- [EXERCISE DETAILS]: Pick out every line that holds the string "this" and copy it.

- [EXERCISE DATA]:
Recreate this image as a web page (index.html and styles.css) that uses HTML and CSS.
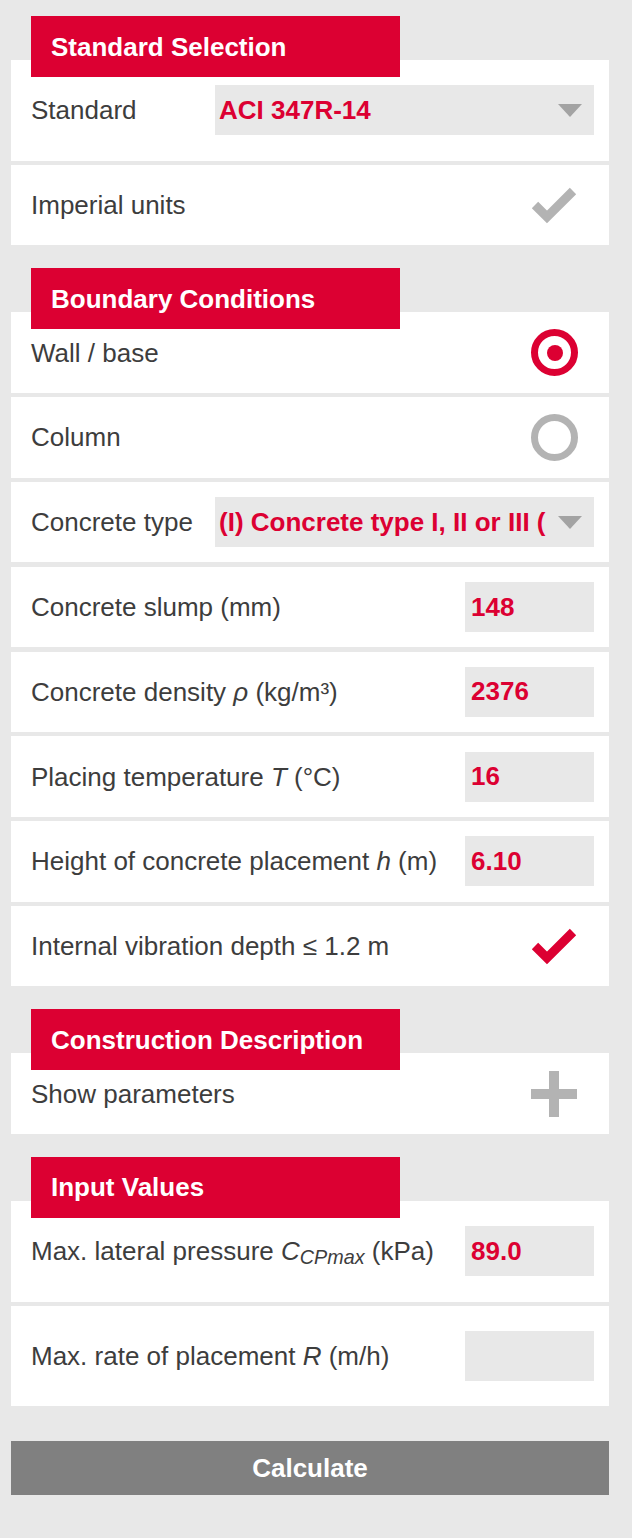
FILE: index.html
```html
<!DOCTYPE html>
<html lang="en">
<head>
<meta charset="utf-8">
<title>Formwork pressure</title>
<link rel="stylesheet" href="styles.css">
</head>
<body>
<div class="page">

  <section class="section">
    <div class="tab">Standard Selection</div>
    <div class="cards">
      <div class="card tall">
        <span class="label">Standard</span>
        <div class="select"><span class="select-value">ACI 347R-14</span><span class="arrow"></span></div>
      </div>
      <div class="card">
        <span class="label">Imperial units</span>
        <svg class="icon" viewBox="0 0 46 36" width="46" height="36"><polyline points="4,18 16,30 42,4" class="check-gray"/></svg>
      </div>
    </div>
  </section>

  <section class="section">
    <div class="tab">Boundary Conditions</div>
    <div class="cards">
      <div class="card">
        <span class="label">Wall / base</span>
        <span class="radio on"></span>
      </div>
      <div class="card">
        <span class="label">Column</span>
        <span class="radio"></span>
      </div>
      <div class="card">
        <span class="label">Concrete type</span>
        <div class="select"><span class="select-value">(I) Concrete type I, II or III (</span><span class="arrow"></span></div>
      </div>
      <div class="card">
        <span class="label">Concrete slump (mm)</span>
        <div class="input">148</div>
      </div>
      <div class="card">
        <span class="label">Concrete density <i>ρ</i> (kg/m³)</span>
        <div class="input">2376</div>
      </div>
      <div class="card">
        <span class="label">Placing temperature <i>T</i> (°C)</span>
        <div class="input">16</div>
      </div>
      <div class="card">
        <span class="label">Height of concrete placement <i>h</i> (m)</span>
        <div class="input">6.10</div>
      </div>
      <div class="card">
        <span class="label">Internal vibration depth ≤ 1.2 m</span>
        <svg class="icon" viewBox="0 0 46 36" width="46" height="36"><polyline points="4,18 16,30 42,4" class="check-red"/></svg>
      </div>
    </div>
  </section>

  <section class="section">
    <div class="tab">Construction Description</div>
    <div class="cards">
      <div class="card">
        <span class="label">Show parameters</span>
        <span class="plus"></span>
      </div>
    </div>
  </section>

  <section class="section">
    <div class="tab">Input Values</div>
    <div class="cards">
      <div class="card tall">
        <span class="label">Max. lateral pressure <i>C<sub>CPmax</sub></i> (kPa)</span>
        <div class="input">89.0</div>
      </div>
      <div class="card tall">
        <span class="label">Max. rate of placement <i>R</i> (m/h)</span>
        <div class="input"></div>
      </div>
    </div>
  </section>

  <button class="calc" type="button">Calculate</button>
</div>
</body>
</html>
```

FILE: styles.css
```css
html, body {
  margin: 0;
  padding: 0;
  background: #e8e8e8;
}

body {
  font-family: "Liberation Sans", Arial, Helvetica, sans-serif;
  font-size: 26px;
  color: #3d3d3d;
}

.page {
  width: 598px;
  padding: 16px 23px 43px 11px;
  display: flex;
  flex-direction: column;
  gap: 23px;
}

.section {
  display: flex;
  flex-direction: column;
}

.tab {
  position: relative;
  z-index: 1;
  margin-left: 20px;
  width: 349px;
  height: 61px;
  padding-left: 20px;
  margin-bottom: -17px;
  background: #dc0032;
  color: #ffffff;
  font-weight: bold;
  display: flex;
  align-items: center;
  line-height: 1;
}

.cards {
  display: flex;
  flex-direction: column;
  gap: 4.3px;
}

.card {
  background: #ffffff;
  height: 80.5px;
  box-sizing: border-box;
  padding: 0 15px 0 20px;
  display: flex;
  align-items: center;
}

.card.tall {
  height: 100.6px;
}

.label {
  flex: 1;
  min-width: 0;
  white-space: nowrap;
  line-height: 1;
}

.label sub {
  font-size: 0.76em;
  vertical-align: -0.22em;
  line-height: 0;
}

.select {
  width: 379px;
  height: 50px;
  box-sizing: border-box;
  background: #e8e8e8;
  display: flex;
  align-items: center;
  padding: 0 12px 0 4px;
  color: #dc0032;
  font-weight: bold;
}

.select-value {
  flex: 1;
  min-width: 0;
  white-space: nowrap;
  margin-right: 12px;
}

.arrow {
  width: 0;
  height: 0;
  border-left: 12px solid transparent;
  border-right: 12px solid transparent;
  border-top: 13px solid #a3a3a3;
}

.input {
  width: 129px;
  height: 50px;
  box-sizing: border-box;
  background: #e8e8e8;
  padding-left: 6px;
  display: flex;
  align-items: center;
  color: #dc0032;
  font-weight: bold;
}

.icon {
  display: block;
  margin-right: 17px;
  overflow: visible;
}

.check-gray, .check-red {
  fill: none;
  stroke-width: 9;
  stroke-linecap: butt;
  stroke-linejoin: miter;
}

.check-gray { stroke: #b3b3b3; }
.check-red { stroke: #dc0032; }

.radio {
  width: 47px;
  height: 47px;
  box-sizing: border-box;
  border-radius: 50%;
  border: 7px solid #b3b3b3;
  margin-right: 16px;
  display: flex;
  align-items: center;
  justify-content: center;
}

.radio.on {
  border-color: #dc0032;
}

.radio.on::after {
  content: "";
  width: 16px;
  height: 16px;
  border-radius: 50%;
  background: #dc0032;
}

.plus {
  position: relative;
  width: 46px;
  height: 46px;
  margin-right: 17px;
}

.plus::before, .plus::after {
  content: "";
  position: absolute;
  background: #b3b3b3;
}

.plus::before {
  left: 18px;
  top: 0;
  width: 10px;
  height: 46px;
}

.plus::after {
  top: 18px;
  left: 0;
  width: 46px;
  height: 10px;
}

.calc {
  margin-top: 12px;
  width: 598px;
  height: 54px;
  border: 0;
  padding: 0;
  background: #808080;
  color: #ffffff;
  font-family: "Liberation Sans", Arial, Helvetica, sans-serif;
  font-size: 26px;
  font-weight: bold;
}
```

==

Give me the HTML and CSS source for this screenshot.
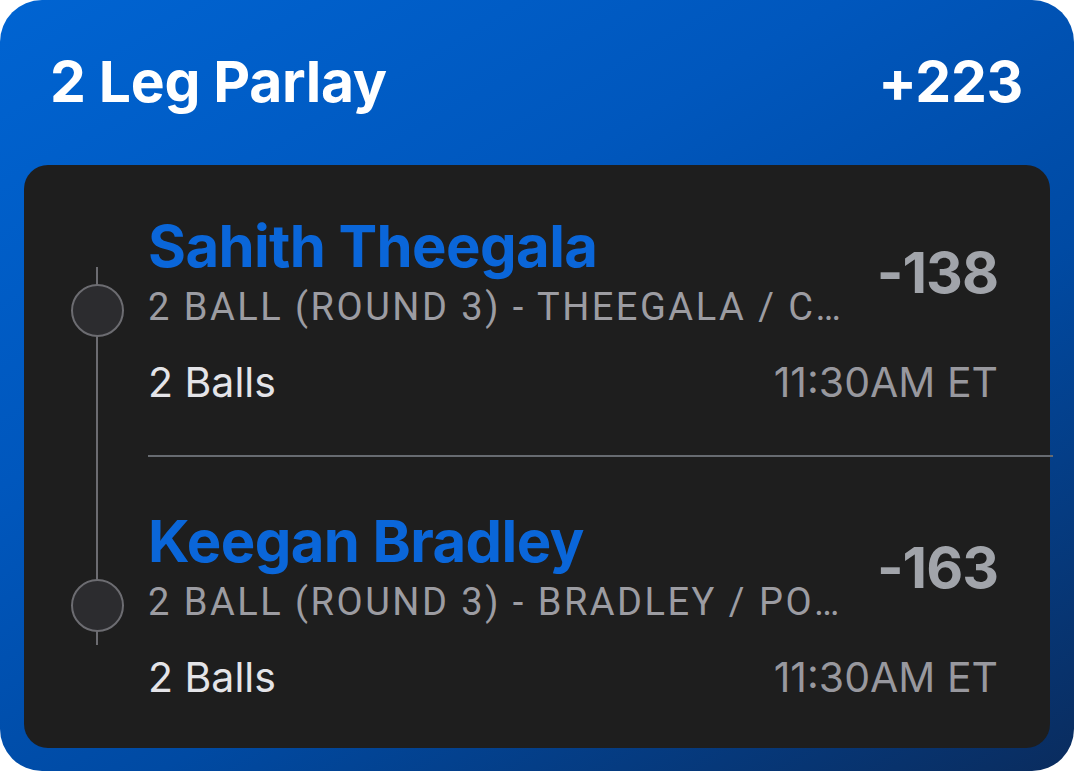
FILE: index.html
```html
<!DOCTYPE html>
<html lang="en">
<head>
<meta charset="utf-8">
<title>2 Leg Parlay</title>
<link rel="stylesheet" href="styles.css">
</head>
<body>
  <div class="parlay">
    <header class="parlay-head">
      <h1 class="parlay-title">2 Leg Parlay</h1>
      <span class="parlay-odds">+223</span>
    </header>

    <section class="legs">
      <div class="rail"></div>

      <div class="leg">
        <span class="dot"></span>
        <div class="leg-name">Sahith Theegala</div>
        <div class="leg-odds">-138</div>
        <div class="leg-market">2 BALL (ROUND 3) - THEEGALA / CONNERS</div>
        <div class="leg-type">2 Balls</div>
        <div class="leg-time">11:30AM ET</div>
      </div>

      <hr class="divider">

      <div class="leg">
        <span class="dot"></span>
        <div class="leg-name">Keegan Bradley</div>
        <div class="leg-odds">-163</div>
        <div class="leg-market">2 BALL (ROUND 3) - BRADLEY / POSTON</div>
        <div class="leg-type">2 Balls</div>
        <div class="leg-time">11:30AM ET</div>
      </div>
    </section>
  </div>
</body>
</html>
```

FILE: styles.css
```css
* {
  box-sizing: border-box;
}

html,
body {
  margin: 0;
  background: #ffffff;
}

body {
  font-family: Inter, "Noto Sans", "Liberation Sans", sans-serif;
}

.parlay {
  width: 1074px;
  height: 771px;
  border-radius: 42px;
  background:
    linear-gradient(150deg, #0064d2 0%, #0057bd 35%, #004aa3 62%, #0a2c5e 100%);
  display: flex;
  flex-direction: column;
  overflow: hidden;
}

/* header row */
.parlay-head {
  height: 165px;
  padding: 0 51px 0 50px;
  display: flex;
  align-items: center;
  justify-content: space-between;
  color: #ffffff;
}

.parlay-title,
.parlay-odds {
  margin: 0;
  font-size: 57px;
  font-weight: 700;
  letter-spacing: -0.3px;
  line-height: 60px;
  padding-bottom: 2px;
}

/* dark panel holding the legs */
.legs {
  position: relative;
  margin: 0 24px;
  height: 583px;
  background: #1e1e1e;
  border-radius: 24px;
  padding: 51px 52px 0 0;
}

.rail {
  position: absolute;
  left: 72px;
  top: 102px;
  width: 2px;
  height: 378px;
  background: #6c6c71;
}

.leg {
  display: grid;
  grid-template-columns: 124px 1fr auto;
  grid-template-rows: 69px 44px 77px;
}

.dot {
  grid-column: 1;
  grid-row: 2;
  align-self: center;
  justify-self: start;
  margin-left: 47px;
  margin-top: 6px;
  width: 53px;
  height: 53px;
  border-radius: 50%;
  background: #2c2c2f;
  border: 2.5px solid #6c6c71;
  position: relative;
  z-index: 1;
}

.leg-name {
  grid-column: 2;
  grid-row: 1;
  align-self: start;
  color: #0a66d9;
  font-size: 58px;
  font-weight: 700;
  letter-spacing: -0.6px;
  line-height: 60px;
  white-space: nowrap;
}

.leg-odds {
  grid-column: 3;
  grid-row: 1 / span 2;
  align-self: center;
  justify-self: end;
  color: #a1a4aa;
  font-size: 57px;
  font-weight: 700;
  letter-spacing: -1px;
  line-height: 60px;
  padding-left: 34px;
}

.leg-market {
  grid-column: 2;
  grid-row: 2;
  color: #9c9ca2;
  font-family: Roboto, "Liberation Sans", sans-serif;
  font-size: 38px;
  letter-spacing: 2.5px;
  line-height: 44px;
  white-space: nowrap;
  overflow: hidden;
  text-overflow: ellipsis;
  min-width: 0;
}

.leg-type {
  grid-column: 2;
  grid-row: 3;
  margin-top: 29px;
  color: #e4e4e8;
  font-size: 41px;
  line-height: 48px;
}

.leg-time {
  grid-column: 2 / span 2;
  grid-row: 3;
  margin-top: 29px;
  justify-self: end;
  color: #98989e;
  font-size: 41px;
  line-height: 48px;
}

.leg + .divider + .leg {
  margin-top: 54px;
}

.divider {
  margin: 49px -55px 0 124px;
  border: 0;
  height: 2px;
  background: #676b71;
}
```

* * *

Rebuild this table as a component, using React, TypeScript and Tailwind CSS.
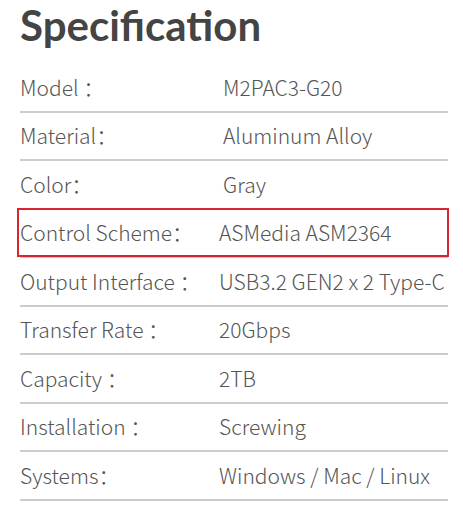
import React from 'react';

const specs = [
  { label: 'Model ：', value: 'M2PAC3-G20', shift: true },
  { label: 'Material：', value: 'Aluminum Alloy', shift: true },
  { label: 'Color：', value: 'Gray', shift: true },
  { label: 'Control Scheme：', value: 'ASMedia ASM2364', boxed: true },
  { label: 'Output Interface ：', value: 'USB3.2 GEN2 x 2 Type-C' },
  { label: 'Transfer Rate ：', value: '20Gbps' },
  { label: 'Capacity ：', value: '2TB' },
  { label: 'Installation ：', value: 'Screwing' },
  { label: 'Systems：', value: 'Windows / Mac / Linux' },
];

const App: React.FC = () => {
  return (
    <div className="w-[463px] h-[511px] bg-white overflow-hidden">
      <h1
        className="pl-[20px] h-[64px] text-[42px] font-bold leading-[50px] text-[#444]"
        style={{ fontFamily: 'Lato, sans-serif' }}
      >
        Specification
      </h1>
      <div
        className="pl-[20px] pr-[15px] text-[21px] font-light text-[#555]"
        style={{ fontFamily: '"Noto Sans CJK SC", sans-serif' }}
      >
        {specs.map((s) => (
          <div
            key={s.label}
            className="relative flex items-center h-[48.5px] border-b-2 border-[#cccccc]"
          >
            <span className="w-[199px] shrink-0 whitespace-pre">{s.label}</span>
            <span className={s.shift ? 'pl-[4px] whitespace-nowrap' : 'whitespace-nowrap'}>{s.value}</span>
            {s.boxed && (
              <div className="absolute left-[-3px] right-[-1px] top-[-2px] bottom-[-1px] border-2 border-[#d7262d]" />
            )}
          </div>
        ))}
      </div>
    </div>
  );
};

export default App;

- [FINAL RESULT]:
Recreate this image as a web page (index.html and styles.css) that uses HTML and CSS.
Give me the HTML and CSS source for this screenshot.
Rebuild this table as a component, using React, TypeScript and Tailwind CSS.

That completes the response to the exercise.